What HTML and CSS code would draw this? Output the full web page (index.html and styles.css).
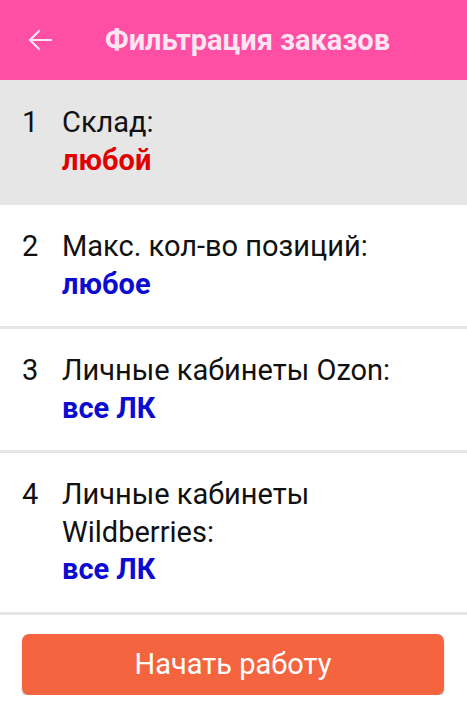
FILE: index.html
```html
<!DOCTYPE html>
<html lang="ru">
<head>
    <meta charset="UTF-8">
    <meta name="viewport" content="width=device-width, initial-scale=1.0">
    <title>Фильтрация заказов</title>
    <link rel="stylesheet" href="styles.css">
</head>
<body>

    <!-- Header -->
    <header class="topbar">
        <span class="back">
            <svg width="26" height="22" viewBox="0 0 26 22">
                <path d="M24 11H3M12 2L3 11l9 9" fill="none" stroke="#fde6f1" stroke-width="2.2" stroke-linecap="round" stroke-linejoin="round"/>
            </svg>
        </span>
        <h1>Фильтрация заказов</h1>
    </header>

    <!-- Filters -->
    <section class="filters">
        <div class="filter active">
            <span class="num">1</span>
            <div class="body">
                <div class="label">Склад:</div>
                <div class="value red">любой</div>
            </div>
        </div>
        <div class="filter">
            <span class="num">2</span>
            <div class="body">
                <div class="label">Макс. кол-во позиций:</div>
                <div class="value">любое</div>
            </div>
        </div>
        <div class="filter">
            <span class="num">3</span>
            <div class="body">
                <div class="label">Личные кабинеты Ozon:</div>
                <div class="value">все ЛК</div>
            </div>
        </div>
        <div class="filter">
            <span class="num">4</span>
            <div class="body">
                <div class="label">Личные кабинеты<br>Wildberries:</div>
                <div class="value">все ЛК</div>
            </div>
        </div>
    </section>

    <!-- Start button -->
    <div class="actions">
        <button class="start">Начать работу</button>
    </div>

</body>
</html>
```

FILE: styles.css
```css
body {
    font-family: Roboto, "Noto Sans", sans-serif;
    margin: 0;
    padding: 0;
    background-color: #fff;
    color: #111;
}
.topbar {
    height: 80px;
    background-color: #ff4fa5;
    display: flex;
    align-items: center;
    padding: 0 0 0 27px;
}
.topbar .back {
    display: flex;
    width: 26px;
    height: 22px;
    margin-right: 52px;
}
.topbar h1 {
    margin: 0;
    font-size: 29px;
    font-weight: bold;
    color: #fde6f1;
}
.filter {
    display: flex;
    padding: 23px 22px 23px 22px;
    border-bottom: 3px solid #e6e6e6;
    font-size: 29px;
    line-height: 37.5px;
}
.filter.active {
    background-color: #e6e6e6;
    padding-top: 24px;
    padding-bottom: 23px;
}
.filter .num {
    width: 40px;
    flex-shrink: 0;
}
.filter .value {
    font-weight: bold;
    color: #0c0cd0;
}
.filter .value.red {
    color: #e00000;
}
.actions {
    padding: 19px 23px 0 22px;
}
.start {
    width: 100%;
    height: 61px;
    border: none;
    border-radius: 7px;
    background-color: #f4643f;
    color: #fff;
    font-family: Roboto, "Noto Sans", sans-serif;
    font-size: 29px;
    box-shadow: 0 2px 2px rgba(0, 0, 0, 0.25);
    cursor: pointer;
}
```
★ ★ ★ ★
**PROBLEM REQUIREMENTS:** Write out every line above exactly as it is, leaving out the pictures.

**THE REPLY:**
What HTML and CSS code would draw this? Output the full web page (index.html and styles.css).
FILE: index.html
```html
<!DOCTYPE html>
<html lang="ru">
<head>
    <meta charset="UTF-8">
    <meta name="viewport" content="width=device-width, initial-scale=1.0">
    <title>Фильтрация заказов</title>
    <link rel="stylesheet" href="styles.css">
</head>
<body>

    <!-- Header -->
    <header class="topbar">
        <span class="back">
            <svg width="26" height="22" viewBox="0 0 26 22">
                <path d="M24 11H3M12 2L3 11l9 9" fill="none" stroke="#fde6f1" stroke-width="2.2" stroke-linecap="round" stroke-linejoin="round"/>
            </svg>
        </span>
        <h1>Фильтрация заказов</h1>
    </header>

    <!-- Filters -->
    <section class="filters">
        <div class="filter active">
            <span class="num">1</span>
            <div class="body">
                <div class="label">Склад:</div>
                <div class="value red">любой</div>
            </div>
        </div>
        <div class="filter">
            <span class="num">2</span>
            <div class="body">
                <div class="label">Макс. кол-во позиций:</div>
                <div class="value">любое</div>
            </div>
        </div>
        <div class="filter">
            <span class="num">3</span>
            <div class="body">
                <div class="label">Личные кабинеты Ozon:</div>
                <div class="value">все ЛК</div>
            </div>
        </div>
        <div class="filter">
            <span class="num">4</span>
            <div class="body">
                <div class="label">Личные кабинеты<br>Wildberries:</div>
                <div class="value">все ЛК</div>
            </div>
        </div>
    </section>

    <!-- Start button -->
    <div class="actions">
        <button class="start">Начать работу</button>
    </div>

</body>
</html>
```

FILE: styles.css
```css
body {
    font-family: Roboto, "Noto Sans", sans-serif;
    margin: 0;
    padding: 0;
    background-color: #fff;
    color: #111;
}
.topbar {
    height: 80px;
    background-color: #ff4fa5;
    display: flex;
    align-items: center;
    padding: 0 0 0 27px;
}
.topbar .back {
    display: flex;
    width: 26px;
    height: 22px;
    margin-right: 52px;
}
.topbar h1 {
    margin: 0;
    font-size: 29px;
    font-weight: bold;
    color: #fde6f1;
}
.filter {
    display: flex;
    padding: 23px 22px 23px 22px;
    border-bottom: 3px solid #e6e6e6;
    font-size: 29px;
    line-height: 37.5px;
}
.filter.active {
    background-color: #e6e6e6;
    padding-top: 24px;
    padding-bottom: 23px;
}
.filter .num {
    width: 40px;
    flex-shrink: 0;
}
.filter .value {
    font-weight: bold;
    color: #0c0cd0;
}
.filter .value.red {
    color: #e00000;
}
.actions {
    padding: 19px 23px 0 22px;
}
.start {
    width: 100%;
    height: 61px;
    border: none;
    border-radius: 7px;
    background-color: #f4643f;
    color: #fff;
    font-family: Roboto, "Noto Sans", sans-serif;
    font-size: 29px;
    box-shadow: 0 2px 2px rgba(0, 0, 0, 0.25);
    cursor: pointer;
}
```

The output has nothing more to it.